The consensus is that traditional perimeter security is no longer sufficient. “As a result, Web Application and API Protection (WAAP) tools are becoming business-critical solutions because they provide essential visibility and control organizations need to secure innovation at the edge,” Erwin noted. The focus is shifting to protecting data and applications wherever they reside, particularly at the network edge where AI processing is increasingly taking place to reduce latency.

Navigating a New Regulatory Landscape

The cybersecurity challenges posed by AI have not gone unnoticed by regulators. Governments worldwide are moving to establish legal frameworks to ensure AI is developed and deployed safely and securely. The European Union's AI Act, the world's first comprehensive law on artificial intelligence, sets a global precedent. It imposes strict cybersecurity requirements on "high-risk" AI systems, mandating robustness against attacks that could manipulate training data or exploit model flaws. Non-compliance carries the threat of massive fines, reaching up to 7% of a company's global annual turnover.

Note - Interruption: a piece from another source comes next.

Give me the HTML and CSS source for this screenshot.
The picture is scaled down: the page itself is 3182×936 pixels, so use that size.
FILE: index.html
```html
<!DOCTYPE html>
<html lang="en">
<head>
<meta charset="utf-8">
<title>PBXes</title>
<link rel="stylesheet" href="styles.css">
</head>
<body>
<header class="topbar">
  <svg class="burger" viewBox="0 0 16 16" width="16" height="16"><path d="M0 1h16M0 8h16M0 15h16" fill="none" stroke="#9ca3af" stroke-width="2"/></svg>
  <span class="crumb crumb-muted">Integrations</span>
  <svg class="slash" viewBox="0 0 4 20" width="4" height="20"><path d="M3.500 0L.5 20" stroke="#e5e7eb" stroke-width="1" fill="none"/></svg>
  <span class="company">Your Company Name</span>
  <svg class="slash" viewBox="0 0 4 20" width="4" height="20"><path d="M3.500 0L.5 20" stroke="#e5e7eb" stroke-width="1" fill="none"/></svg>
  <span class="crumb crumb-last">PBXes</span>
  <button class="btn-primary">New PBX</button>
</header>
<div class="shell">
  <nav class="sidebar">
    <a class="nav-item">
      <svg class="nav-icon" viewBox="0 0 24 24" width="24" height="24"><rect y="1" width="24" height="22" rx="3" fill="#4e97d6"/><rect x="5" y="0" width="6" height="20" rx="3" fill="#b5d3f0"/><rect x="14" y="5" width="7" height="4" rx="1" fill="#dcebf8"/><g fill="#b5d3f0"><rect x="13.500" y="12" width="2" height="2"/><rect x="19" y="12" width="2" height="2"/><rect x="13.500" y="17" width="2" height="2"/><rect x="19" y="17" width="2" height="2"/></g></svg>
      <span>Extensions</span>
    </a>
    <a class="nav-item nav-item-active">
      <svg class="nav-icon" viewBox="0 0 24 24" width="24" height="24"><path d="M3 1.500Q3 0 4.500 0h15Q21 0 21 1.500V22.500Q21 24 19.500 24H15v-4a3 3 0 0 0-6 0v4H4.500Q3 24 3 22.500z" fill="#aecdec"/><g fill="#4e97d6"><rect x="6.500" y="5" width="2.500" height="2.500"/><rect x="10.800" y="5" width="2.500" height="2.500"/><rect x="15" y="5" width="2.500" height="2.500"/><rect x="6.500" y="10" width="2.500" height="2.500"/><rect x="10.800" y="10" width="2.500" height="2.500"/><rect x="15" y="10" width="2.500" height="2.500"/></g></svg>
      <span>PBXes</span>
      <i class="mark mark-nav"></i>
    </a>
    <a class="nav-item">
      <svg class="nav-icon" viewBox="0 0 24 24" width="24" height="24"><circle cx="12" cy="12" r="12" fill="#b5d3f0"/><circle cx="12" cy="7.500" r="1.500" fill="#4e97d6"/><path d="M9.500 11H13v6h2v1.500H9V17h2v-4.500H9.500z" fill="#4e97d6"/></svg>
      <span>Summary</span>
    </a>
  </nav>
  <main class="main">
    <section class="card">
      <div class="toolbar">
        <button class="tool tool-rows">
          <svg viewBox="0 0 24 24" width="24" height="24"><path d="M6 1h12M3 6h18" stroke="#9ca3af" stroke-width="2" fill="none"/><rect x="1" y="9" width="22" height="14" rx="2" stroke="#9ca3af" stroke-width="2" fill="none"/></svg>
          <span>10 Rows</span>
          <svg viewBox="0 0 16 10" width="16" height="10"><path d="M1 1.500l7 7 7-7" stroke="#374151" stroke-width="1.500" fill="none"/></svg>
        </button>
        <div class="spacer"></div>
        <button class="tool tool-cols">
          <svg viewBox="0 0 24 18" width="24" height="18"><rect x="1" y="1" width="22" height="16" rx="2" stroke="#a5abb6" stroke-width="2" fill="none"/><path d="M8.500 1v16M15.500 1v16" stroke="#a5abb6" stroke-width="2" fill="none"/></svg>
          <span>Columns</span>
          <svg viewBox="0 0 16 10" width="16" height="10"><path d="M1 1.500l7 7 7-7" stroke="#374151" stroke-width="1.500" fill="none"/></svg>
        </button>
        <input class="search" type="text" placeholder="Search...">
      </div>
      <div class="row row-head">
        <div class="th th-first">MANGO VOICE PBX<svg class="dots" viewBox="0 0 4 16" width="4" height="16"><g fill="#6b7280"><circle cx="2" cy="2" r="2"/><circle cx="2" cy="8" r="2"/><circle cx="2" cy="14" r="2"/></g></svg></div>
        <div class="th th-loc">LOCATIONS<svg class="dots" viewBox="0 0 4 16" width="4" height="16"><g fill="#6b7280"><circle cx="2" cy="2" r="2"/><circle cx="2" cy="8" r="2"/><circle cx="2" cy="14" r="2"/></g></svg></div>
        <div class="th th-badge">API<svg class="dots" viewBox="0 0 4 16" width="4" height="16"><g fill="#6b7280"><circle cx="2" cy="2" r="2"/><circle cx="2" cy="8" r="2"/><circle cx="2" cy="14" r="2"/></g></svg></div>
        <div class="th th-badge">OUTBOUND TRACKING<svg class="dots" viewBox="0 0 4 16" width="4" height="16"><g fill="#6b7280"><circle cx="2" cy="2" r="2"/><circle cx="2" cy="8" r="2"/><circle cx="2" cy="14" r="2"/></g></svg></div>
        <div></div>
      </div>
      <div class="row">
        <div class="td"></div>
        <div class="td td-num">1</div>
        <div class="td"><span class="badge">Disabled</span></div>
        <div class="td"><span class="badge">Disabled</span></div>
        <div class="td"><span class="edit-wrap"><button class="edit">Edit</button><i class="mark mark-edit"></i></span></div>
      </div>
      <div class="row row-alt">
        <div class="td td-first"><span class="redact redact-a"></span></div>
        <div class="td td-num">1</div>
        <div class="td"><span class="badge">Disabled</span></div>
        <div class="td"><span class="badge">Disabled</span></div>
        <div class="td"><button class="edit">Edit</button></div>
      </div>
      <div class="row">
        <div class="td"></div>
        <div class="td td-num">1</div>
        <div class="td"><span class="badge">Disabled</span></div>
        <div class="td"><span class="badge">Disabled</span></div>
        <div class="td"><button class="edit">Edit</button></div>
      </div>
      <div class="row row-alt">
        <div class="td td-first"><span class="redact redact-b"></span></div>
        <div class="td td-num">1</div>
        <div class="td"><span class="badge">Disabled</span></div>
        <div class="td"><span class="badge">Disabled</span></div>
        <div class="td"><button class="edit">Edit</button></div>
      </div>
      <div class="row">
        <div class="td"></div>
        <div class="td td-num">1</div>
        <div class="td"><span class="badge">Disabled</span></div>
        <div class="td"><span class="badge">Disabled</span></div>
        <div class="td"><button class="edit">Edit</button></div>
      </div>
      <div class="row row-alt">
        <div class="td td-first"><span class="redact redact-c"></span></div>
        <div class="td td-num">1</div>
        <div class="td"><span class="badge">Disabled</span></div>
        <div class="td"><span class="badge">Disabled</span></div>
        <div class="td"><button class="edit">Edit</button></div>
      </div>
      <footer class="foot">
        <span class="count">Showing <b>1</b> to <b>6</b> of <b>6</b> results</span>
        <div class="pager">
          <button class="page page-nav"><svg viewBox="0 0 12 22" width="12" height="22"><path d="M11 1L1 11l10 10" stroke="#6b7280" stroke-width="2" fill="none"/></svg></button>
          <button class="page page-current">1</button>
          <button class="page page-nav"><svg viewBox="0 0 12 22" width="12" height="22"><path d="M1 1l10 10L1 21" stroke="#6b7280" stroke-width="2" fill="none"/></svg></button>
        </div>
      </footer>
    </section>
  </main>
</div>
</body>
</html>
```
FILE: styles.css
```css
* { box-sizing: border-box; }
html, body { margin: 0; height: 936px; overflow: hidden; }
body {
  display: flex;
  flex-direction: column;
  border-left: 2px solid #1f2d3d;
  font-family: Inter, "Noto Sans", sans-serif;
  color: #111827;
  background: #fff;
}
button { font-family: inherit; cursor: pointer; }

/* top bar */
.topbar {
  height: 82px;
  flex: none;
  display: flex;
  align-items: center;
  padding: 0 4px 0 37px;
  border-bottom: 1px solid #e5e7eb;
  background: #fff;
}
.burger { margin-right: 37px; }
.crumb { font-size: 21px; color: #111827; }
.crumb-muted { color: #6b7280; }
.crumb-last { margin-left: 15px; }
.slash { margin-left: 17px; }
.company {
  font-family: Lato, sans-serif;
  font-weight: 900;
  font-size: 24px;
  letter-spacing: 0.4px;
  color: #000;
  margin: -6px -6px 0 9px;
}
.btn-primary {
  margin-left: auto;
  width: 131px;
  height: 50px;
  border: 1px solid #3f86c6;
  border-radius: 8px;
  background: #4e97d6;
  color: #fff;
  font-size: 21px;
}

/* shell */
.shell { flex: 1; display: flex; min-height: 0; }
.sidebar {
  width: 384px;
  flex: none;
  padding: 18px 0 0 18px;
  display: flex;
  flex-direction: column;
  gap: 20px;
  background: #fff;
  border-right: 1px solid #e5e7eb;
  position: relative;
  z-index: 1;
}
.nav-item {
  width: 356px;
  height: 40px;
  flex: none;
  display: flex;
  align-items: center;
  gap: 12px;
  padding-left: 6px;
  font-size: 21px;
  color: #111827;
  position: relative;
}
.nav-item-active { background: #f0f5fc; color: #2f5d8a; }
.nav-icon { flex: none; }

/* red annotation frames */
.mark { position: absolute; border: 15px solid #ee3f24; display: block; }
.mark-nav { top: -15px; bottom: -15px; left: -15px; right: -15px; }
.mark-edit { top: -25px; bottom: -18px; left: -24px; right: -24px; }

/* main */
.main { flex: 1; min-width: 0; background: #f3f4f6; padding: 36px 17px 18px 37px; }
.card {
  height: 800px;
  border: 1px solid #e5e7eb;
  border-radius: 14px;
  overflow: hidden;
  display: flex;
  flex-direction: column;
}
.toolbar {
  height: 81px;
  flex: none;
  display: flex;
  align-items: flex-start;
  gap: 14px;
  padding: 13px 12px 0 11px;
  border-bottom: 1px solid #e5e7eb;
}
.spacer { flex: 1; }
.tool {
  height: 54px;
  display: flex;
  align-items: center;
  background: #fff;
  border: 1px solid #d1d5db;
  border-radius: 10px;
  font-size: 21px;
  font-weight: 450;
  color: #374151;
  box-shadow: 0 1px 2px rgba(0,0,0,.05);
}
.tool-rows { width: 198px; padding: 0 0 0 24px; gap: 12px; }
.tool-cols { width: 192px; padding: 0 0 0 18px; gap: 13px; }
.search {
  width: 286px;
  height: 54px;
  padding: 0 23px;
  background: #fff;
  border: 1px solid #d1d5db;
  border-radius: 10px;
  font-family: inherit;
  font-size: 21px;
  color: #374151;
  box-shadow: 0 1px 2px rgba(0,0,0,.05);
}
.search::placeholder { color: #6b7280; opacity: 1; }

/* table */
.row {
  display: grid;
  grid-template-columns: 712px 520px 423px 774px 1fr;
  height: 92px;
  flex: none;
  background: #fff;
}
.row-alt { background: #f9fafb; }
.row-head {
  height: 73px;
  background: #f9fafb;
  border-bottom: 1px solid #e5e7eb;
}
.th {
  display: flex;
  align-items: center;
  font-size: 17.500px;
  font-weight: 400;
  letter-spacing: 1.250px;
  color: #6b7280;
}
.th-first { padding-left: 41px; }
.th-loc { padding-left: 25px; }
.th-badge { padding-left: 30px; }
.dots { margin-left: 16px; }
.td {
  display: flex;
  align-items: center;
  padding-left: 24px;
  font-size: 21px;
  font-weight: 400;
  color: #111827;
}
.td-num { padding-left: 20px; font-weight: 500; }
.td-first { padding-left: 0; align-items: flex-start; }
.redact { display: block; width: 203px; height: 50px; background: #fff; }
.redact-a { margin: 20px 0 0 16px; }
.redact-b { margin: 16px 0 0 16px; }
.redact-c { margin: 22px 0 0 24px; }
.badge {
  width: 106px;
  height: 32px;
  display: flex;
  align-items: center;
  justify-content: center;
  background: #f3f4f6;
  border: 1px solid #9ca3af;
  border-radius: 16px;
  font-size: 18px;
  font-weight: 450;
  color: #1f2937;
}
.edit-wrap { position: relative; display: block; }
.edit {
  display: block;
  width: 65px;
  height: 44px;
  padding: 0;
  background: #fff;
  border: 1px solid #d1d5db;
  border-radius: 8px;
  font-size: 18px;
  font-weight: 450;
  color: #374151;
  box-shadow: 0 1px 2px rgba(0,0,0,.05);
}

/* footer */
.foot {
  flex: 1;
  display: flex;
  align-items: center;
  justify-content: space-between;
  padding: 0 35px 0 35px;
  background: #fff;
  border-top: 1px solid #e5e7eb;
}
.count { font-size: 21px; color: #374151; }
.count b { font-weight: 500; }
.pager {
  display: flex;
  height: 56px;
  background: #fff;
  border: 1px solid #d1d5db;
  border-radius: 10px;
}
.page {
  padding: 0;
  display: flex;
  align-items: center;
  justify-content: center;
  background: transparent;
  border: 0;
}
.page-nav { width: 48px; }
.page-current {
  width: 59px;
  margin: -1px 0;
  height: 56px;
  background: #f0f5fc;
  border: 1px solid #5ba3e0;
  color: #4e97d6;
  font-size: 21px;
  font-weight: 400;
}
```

In the United States, the National Institute of Standards and Technology (NIST) has published its AI Risk Management Framework (AI RMF). While voluntary, the framework is quickly becoming the de facto standard for responsible AI governance. It provides a structured process for organizations to identify, measure, and manage AI-related risks, including security vulnerabilities, throughout the entire AI lifecycle.

These regulatory pressures are forcing businesses to treat AI security not as a technical option, but as a core component of legal compliance and corporate governance. Companies can no longer afford to view security as a bolt-on addition after an AI product is developed; it must be integrated from the very beginning in a "secure by design" approach. This shift requires a deep collaboration between security teams, developers, and legal departments to navigate the complex intersection of innovation and regulation.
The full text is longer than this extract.